Ninth through twelfth grade at True North Classical Academy is referred to as the rhetoric school, because during these years, the liberal art of rhetoric is the most emphasized of the verbal arts. As the fundamental skills of writing and speaking, it is taught, practiced, and refined throughout every subject and class. Relying on the skills of grammar and logic, rhetoric is the skill of finding the best means of persuasion in order to lead others toward what is true, good, and beautiful. Speech, whether written or spoken, is never neutral, but always comes from and leads to a particular, situation, or vantage point. Therefore, the speaker always has a responsibility to use his or her words to instruct, move, and delight others in ways that are truthful and ethical.
Students in rhetoric school are old enough to begin to understand that life is not simplistic. It is filled with complexity, nuance, and variation. They are ready to engage in deeper thinking and want to express their thoughts with more accurate analysis and more interesting style. They desire to participate in activities that are meaningful and productive. Due to two hallmarks of our classical, liberal arts model of education, we not only meet this capacity in our students, but we set it ablaze.

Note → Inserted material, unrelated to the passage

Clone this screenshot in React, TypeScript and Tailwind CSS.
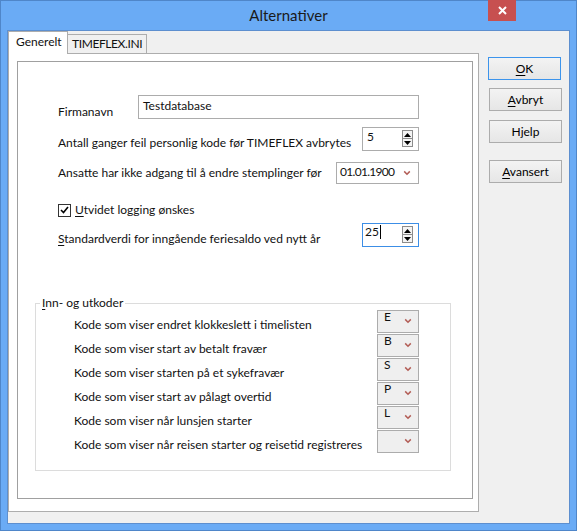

First, we take a teleological approach when thinking about our curriculum, beginning with what we have in mind for our graduating seniors (class of 2023). What skills and ideas should they have? What should they love and desire? What books should they have read? What theories should they understand? What experiences should they have? Answering these questions help give our curriculum intentionality and continuity beginning with K-5, but becoming much more detailed and specific in ninth grade. For example, in our Humane Letters sequence of classes, students will engage with some of the greatest thinkers in Western Civilization. In ninth grade, students will read literature in the American tradition; in tenth grade students will read literature in modern Europe; in eleventh grade, students will read literature in Ancient Greece; and as seniors students will survey literature from Rome to Modernity. As seniors, students will deliver a speech and write a thesis that requires them to pick a topic or theme that runs through some of the major books read.
Second, our teachers are tremendously talented and have a deep conviction about teaching as a vocation. Many of our logic and rhetoric teachers have a master’s degree in the area of study that pertain to the content of what they currently teach. A handful of our teachers also have earned doctorates. There is an atmosphere amongst our faculty of passion for their disciplines and personal care for their students. They understand that they are training their students to pursue “higher things,” and this happens through relational teaching, where highly trained educators serve as models and mentors of deep thought and ethical practice. The strength of any curriculum certainly rests on the teachers who implement it, but at True North we would say that our teachers are the curriculum.
Building on a foundation of training in the skills of grammar and logic, our students in the rhetoric school are taught according to a purposefully designed curriculum by stellar teachers and are being prepared for a lifetime of learning and service of the community.